## Exercise goal
From the listing below, pull out all lines with "components" in them.

## Data lines
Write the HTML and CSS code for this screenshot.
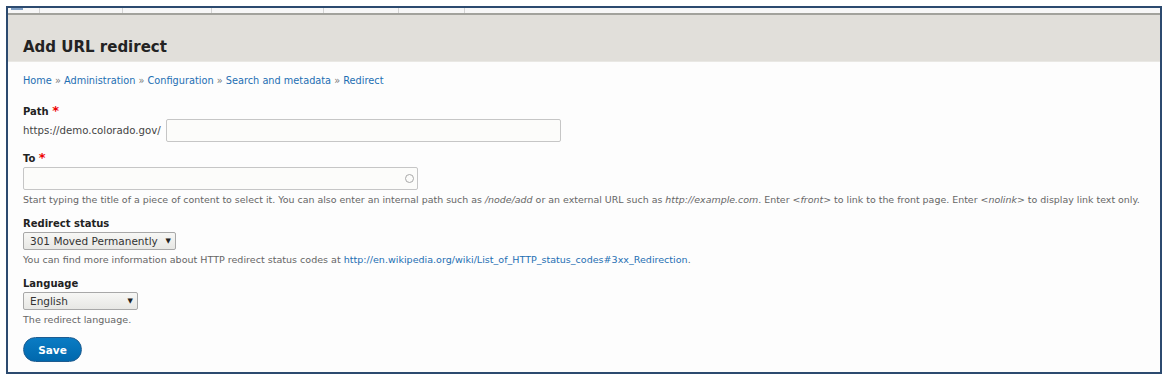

--

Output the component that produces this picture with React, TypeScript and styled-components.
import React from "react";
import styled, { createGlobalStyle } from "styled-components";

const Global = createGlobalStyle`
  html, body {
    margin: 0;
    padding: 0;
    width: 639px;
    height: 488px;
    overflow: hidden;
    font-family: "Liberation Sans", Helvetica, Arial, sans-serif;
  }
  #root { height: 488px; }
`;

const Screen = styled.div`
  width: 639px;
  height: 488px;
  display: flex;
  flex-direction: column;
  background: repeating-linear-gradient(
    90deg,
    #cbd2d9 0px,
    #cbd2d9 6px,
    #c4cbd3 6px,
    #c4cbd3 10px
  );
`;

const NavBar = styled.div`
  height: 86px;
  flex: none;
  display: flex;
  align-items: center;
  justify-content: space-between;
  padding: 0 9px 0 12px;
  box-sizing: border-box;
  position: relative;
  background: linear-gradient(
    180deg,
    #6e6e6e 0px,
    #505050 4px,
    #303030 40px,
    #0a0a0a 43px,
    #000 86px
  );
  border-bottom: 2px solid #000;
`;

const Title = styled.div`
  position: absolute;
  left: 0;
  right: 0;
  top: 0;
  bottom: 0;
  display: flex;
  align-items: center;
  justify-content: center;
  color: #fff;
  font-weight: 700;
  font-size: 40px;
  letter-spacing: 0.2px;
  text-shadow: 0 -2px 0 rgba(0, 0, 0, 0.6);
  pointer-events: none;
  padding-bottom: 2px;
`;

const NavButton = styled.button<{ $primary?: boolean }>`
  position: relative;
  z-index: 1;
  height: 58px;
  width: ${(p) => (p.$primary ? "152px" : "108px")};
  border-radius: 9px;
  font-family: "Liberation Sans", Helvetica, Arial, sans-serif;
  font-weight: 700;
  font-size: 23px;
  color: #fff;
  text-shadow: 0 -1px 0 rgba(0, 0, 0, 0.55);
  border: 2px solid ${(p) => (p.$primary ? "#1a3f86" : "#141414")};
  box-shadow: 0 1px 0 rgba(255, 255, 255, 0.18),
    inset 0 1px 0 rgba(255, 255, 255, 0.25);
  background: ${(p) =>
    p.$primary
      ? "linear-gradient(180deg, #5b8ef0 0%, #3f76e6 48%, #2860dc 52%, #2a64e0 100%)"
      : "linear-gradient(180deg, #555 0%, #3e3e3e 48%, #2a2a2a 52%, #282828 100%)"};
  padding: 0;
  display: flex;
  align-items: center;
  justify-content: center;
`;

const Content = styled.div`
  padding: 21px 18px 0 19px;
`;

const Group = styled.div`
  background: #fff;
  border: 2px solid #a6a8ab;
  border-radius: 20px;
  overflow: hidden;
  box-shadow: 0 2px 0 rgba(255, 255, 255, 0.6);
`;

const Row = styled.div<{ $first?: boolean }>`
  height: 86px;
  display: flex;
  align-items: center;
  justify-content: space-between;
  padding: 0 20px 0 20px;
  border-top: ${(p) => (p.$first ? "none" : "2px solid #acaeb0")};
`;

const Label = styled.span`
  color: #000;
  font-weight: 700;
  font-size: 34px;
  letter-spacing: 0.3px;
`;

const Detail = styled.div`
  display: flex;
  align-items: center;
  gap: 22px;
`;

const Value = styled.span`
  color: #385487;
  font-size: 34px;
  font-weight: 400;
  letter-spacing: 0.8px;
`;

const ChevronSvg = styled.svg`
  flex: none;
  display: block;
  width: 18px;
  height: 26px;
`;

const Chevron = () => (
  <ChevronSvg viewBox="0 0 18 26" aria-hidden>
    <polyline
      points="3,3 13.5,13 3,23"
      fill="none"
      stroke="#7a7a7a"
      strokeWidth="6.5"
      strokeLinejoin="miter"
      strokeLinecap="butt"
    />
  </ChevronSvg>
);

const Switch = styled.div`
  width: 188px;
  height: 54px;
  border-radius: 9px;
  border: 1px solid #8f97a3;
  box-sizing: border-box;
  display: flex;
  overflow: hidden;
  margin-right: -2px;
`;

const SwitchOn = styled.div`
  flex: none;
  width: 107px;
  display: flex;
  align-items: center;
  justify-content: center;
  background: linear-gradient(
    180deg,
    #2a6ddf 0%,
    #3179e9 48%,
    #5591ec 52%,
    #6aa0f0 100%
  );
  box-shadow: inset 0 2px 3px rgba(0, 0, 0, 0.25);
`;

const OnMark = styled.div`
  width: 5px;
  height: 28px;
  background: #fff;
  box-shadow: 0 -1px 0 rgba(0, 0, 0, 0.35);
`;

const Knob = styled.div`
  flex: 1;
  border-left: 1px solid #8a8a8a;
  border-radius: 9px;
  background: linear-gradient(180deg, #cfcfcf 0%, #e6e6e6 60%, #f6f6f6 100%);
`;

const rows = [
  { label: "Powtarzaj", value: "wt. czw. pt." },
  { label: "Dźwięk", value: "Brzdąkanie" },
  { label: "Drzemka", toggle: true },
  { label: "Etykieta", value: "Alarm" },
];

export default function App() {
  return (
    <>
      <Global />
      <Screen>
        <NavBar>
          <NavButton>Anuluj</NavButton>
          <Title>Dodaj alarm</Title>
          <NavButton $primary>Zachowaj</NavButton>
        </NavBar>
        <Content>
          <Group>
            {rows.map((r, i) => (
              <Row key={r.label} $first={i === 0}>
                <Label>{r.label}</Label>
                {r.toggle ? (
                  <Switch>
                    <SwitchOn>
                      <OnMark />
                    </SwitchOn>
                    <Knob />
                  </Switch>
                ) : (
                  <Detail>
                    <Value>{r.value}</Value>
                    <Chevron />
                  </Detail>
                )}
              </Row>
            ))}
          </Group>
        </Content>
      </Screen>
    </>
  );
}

## Output of the task
Output the component that produces this picture with React, TypeScript and styled-components.
import styled, { createGlobalStyle } from "styled-components";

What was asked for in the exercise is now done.